| There are a couple of ways you can do this: 1) Have this law only apply B2C. 2) Stop having rolling feature updates except on an opt-in basis. It used to be that when I bought an operating system or a program it stayed bought, and only updated if I actively went out and bought an update. Rolling security updates are still a good idea, and if they break UI functionality then let the end customer know so that they can make the decision on whether or not to update. For hosted software, such as Google office, is it really that much more difficult to host multiple versions of the office suite? I can see issues if people are collaborating, but if newer file formats can be used in older software with a warning that some features may not be saved or viewable, then the same can be done with a collaborative document vis-a-vis whatever version of the software is opening the document. My wife recently went 0patch and some other programs to cover her Win10 when Microsoft stopped updating it. She still got force updated two updates having to do with patching errors in Windows' ESU feature that blocked people from signing up for the 1-year of ESUs.
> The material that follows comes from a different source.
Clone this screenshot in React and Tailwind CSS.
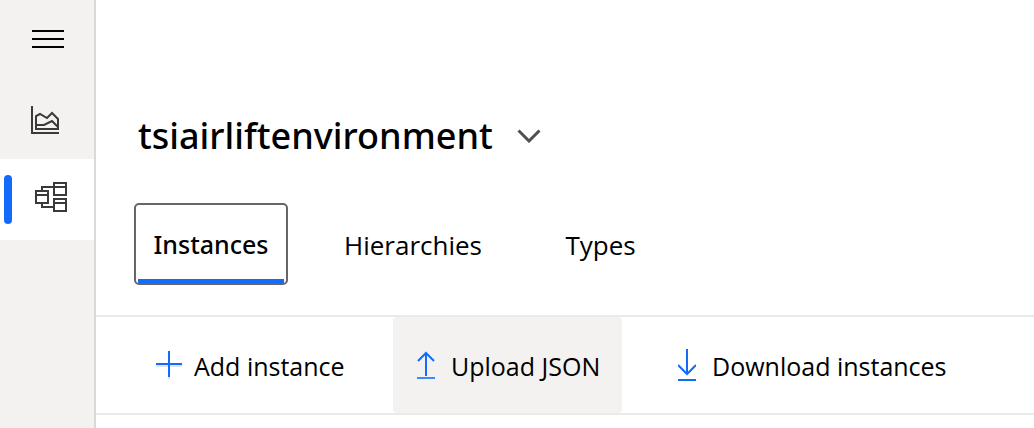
const navItem = 'flex w-full items-center justify-center';
const tab = 'flex h-[82px] items-center justify-center rounded-[5px] pt-0.5 text-[26px]';
const command = 'flex h-24 items-center rounded-[4px] text-[25px] whitespace-nowrap';

function MenuIcon() {
  return (
    <svg width="32" height="18" viewBox="0 0 32 18" fill="#000" aria-hidden="true">
      <path d="M0 0h32v2H0zM0 8h32v2H0zM0 16h32v2H0z" />
    </svg>
  );
}

function ChartIcon() {
  return (
    <svg width="28" height="28" viewBox="0 0 28 28" fill="none" stroke="#3b3a39" strokeWidth="2" aria-hidden="true">
      <path d="M1 0v27h27" />
      <path d="M5 23V10l4-2 7 4 5-5 6 6v10z" />
      <path d="M5 19h8l8-4 6 6" />
    </svg>
  );
}

function ModelIcon() {
  return (
    <svg width="32" height="30" viewBox="0 0 32 30" fill="none" stroke="#3b3a39" strokeWidth="2" className="block" aria-hidden="true">
      <path d="M1 9h12v12H1zM1 13h12M19 1h12v12H19zM19 5h12M19 17h12v12H19zM19 21h12M7 9V5h12M7 21v4h12" />
    </svg>
  );
}

function Sidebar() {
  return (
    <nav aria-label="Main" className="flex w-24 shrink-0 flex-col border-r-2 border-[#d9d9d9] bg-[#f3f2f1]">
      <button aria-label="Menu" className={`${navItem} h-[78px] pl-0.5`}><MenuIcon /></button>
      <button aria-label="Analytics" className={`${navItem} h-[81px] pt-0.5 pr-1`}><ChartIcon /></button>
      <button aria-label="Model" aria-current="page" className="flex h-[81px] w-full items-center bg-white pl-1">
        <span className="h-[49px] w-2 rounded-full bg-[#136bfb]" />
        <span className="pb-1.5 pl-[23px]"><ModelIcon /></span>
      </button>
    </nav>
  );
}

export default function App() {
  return (
    <div className="flex min-h-screen bg-white font-['Open_Sans','Noto_Sans',sans-serif] text-black">
      <Sidebar />
      <main className="min-w-0 flex-1">
        <header className="flex items-center gap-6 pt-[110px] pl-[42px]">
          <h1 className="font-['Noto_Sans',sans-serif] text-[36px] leading-[52px] font-medium">tsiairliftenvironment</h1>
          <button aria-label="Switch environment">
            <svg width="24" height="14" viewBox="0 0 24 14" fill="none" stroke="#505050" strokeWidth="3" aria-hidden="true">
              <path d="M1.5 1.5 12 12 22.5 1.5" />
            </svg>
          </button>
        </header>
        <div role="tablist" className="mt-[41px] flex gap-[37px] pl-[38px]">
          <button role="tab" aria-selected="true" className="flex h-[82px] w-[154px] flex-col rounded-[5px] border-2 border-[#666] px-0.5 font-['Noto_Sans',sans-serif] text-[25px] font-medium">
            <span className="flex w-full flex-1 items-center justify-center pt-1.5">Instances</span>
            <span className="h-1 w-full bg-[#136bfb]" />
          </button>
          <button role="tab" aria-selected="false" className={`${tab} w-[176px]`}>Hierarchies</button>
          <button role="tab" aria-selected="false" className={`${tab} w-[125px]`}>Types</button>
        </div>
        <div role="toolbar" aria-label="Instance actions" className="mt-[30px] flex border-y-2 border-[#eaeaea]">
          <button className={`${command} ml-10 w-[257px] gap-3 pl-5`}>
            <svg width="26" height="32" viewBox="0 0 26 32" fill="none" aria-hidden="true">
              <path d="M0 17h26M13 3v27" stroke="#e4e4e4" strokeWidth="2" />
              <path d="M0 15h26M13 2v26" stroke="#136bfb" strokeWidth="2" />
            </svg>
            <span className="pt-1">Add instance</span>
          </button>
          <button className={`${command} w-[229px] gap-4 bg-[#f3f2f1] pl-6`}>
            <svg width="18" height="32" viewBox="0 0 18 32" fill="none" stroke="#136bfb" strokeWidth="2" aria-hidden="true">
              <path d="M9 27V4M1 12l8-8 8 8" />
              <path d="M0 29h18" stroke="#3f88ff" />
            </svg>
            <span className="pt-1">Upload JSON</span>
          </button>
          <button className={`${command} ml-8 gap-4 px-6`}>
            <svg width="18" height="32" viewBox="0 0 18 32" fill="none" stroke="#136bfb" strokeWidth="2" aria-hidden="true">
              <path d="M9 0v25M0 16l9 9 9-9M0 31h18" />
            </svg>
            <span className="pt-1">Download instances</span>
          </button>
        </div>
      </main>
    </div>
  );
}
She let those updates happen without trying to figure out a way to block them as they have no other impact on her operating system, but it would have been nice if Microsoft have been serious about ending the updates when it said it was. I am not a programmer, but come on. This was done in the past with far less computational ability. |
You can add them, you can even move them, but you don't get to take back something you already sold me, unless I also get to take back the money I gave you.
Really not super interested in excuses and whining. Either support the features you sold me, or refund my money. It really is that simple... and it really should be the law.